Acredito que todo mundo tem potencial de entender o que estou falando, mas comecei a perceber depois de um tempo que, dependendo do contexto que meu conteúdo seja visto, pode ser lido como o contrário do que estou falando. Eu não sei se você ficou sabendo, mas teve um trabalho que fiz em 2016, uma exposição de souvenirs olímpicos que retratavam, basicamente, a violência policial, a manipulação da mídia e remoções forçadas para a realização das Olimpíadas no Rio.

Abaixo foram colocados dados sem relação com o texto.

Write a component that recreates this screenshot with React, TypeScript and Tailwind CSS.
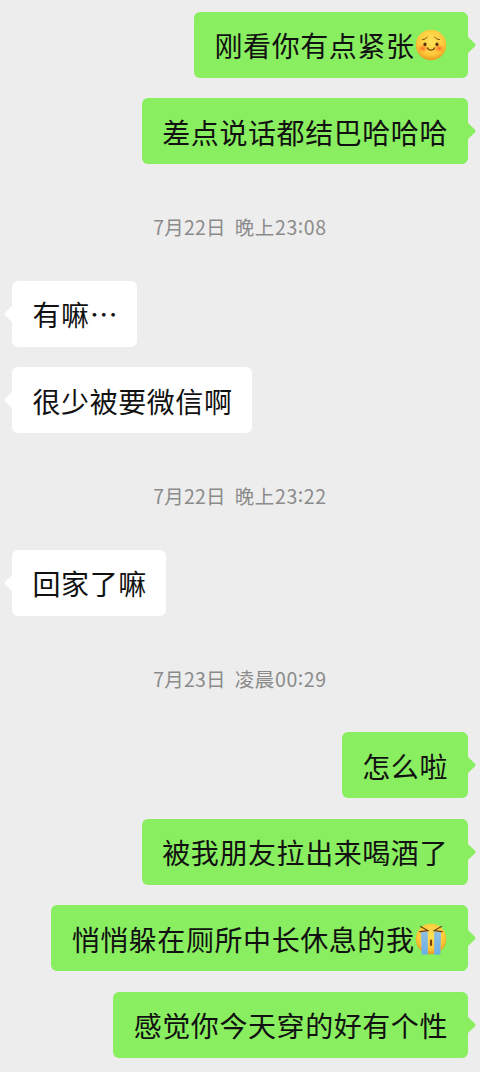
import React from 'react';

type Emoji = 'shy' | 'sob';

interface Message {
  kind: 'message';
  from: 'me' | 'them';
  text: string;
  emoji?: Emoji;
}

interface Timestamp {
  kind: 'time';
  day: string;
  hour: string;
  minute: string;
}

const thread: (Message | Timestamp)[] = [
  { kind: 'message', from: 'me', text: '刚看你有点紧张', emoji: 'shy' },
  { kind: 'message', from: 'me', text: '差点说话都结巴哈哈哈' },
  { kind: 'time', day: '7月22日', hour: '晚上23', minute: '08' },
  { kind: 'message', from: 'them', text: '有嘛…' },
  { kind: 'message', from: 'them', text: '很少被要微信啊' },
  { kind: 'time', day: '7月22日', hour: '晚上23', minute: '22' },
  { kind: 'message', from: 'them', text: '回家了嘛' },
  { kind: 'time', day: '7月23日', hour: '凌晨00', minute: '29' },
  { kind: 'message', from: 'me', text: '怎么啦' },
  { kind: 'message', from: 'me', text: '被我朋友拉出来喝酒了' },
  { kind: 'message', from: 'me', text: '悄悄躲在厕所中长休息的我', emoji: 'sob' },
  { kind: 'message', from: 'me', text: '感觉你今天穿的好有个性' },
];

const ShyFace = () => (
  <svg viewBox="0 0 32 32" className="h-8 w-8 shrink-0">
    <defs>
      <radialGradient id="shy-skin" cx="50%" cy="38%" r="62%">
        <stop offset="0" stopColor="#ffe257" />
        <stop offset="0.7" stopColor="#ffc93b" />
        <stop offset="1" stopColor="#e9991c" />
      </radialGradient>
      <radialGradient id="shy-blush">
        <stop offset="0" stopColor="#ff5f24" stopOpacity="0.9" />
        <stop offset="1" stopColor="#ff7a2b" stopOpacity="0" />
      </radialGradient>
    </defs>
    <circle cx="16" cy="16" r="15.2" fill="url(#shy-skin)" />
    <ellipse cx="7.8" cy="19.4" rx="5.4" ry="4" fill="url(#shy-blush)" />
    <ellipse cx="24.2" cy="19.4" rx="5.4" ry="4" fill="url(#shy-blush)" />
    <g fill="none" stroke="#7b4a12" strokeLinecap="round">
      <path d="M7.4 10.6c2 0 3.8-.9 4.8-2.5M24.6 10.6c-2 0-3.8-.9-4.8-2.5" strokeWidth="1" />
      <path d="M12.4 18.8c.6 1.9 2.1 2.3 3.6 2.3s3-.4 3.6-2.3" strokeWidth="1.2" />
    </g>
    <ellipse cx="10" cy="15.3" rx="1.6" ry="1.9" fill="#5d3410" />
    <ellipse cx="22" cy="15.3" rx="1.6" ry="1.9" fill="#5d3410" />
  </svg>
);

const SobFace = () => (
  <svg viewBox="0 0 32 32" className="h-8 w-8 shrink-0">
    <defs>
      <radialGradient id="sob-skin" cx="50%" cy="38%" r="62%">
        <stop offset="0" stopColor="#ffe257" />
        <stop offset="0.7" stopColor="#ffc93b" />
        <stop offset="1" stopColor="#e9991c" />
      </radialGradient>
      <linearGradient id="sob-tears" x1="0" y1="0" x2="0" y2="1">
        <stop offset="0" stopColor="#8fbfdf" />
        <stop offset="1" stopColor="#68aeea" />
      </linearGradient>
    </defs>
    <circle cx="16" cy="16" r="15.2" fill="url(#sob-skin)" />
    <path d="M6 8.600h6.800V31.600c-2.400.5-4.800.3-6.200-.6zM19.200 8.600H26l-.6 22.400c-1.400.9-3.800 1.100-6.200.6z" fill="url(#sob-tears)" />
    <g fill="none" stroke="#6b3d0e" strokeLinecap="round" strokeWidth="1.2">
      <path d="M5.6 3.4l7.2 4.2-8 1M26.4 3.4l-7.2 4.2 8 1" />
    </g>
    <rect x="14.9" y="16.6" width="2.2" height="6.4" rx="1.1" fill="#7d3f12" />
  </svg>
);

const Bubble = ({ message }: { message: Message }) => {
  const mine = message.from === 'me';

  return (
    <div className={`flex px-3 ${mine ? 'justify-end' : 'justify-start'}`}>
      <div
        className={`relative flex h-[66px] items-center rounded-md pt-px pl-[20.5px] text-[28px] leading-none tracking-[0.57px] text-[#111] ${
          mine ? 'bg-[#89ee60]' : 'bg-white'
        } ${message.emoji ? 'pr-[21.5px]' : mine ? 'pr-5' : 'pr-[19px]'}`}
      >
        <span className="whitespace-nowrap">{message.text}</span>
        {message.emoji && (message.emoji === 'shy' ? <ShyFace /> : <SobFace />)}
        {/* Bubble tail */}
        <svg
          viewBox="0 0 9 18"
          className={`absolute top-6 h-[18px] w-[9px] ${
            mine ? '-right-2 text-[#89ee60]' : '-left-2 rotate-180 text-white'
          }`}
        >
          <path d="M0 0l8 7.8q1 1.2 0 2.4L0 18z" fill="currentColor" />
        </svg>
      </div>
    </div>
  );
};

const TimeLabel = ({ time }: { time: Timestamp }) => (
  <div className="my-[9px] flex h-[57.5px] items-center justify-center gap-[9px] pt-[9px] text-[19.5px] leading-none whitespace-nowrap text-[#8b8b8b]">
    <span className="tracking-[0.2px]">{time.day}</span>
    <span className="tracking-[0.6px]">
      {time.hour}
      <span className="relative -top-0.5">:</span>
      {time.minute}
    </span>
  </div>
);

export default function App() {
  return (
    <main className="flex h-[1072px] w-[480px] flex-col gap-[20.5px] overflow-hidden bg-[#ededed] pt-[11.6px] font-['Noto_Sans_CJK_SC',sans-serif]">
      {thread.map((item, i) =>
        item.kind === 'time' ? <TimeLabel key={i} time={item} /> : <Bubble key={i} message={item} />
      )}
    </main>
  );
}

Com essa intervenção, minha intenção era botar na vitrine as monstruosidades que acontecem no Rio e mostrar para aos turistas um outro lado da cidade olímpica, mas familiares de vítimas da violência nas favelas terminaram protestando. Entendi a dor deles.
Em outro caso, produzi um vídeo em que interpreto um hétero preocupado com a ditadura gay e apareceram muitas pessoas compartilhando o vídeo com frases como ‘É isso mesmo que tá acontecendo!’ ou ‘É assim que essa ditadura tá tomando o país!”. Essa foi a primeira vez que percebi como minha ironia poderia ser tratada de outra forma, mas talvez isso termine dizendo mais sobre as pessoas do que sobre o próprio trabalho.
Então, termino não fazendo muita questão de ser entendido exatamente como estou querendo, porque, às vezes, essas outras compreensões dizem coisas até mais importantes do que eu pretendia.
No Talk Show do Rafucko, você também cria personagens para entrevistar personalidades conhecidas por sua verve artística e também política, como Laerte e Gregório Duvivier, por exemplo. Como desenvolver essa forma tão particular de diálogo com outras personalidades te influencia nos modos de fazer arte e política?
Para fazer o talk show, decidi vestir diferentes personagens para entrevistar diferentes personalidades, sejam intelectuais, artistas, políticos, para também construir os personagens dos meus entrevistados. Como cada uma desses entrevistados, de algum modo, representam imagens e estereótipos que lhes precedem, ao entrevistar, por exemplo, Jean Willys vestido como o Ditador Gay ou Eduardo Viveiros de Castro como Pedro Álvares Cabral, termino vestindo também o personagem do entrevistado.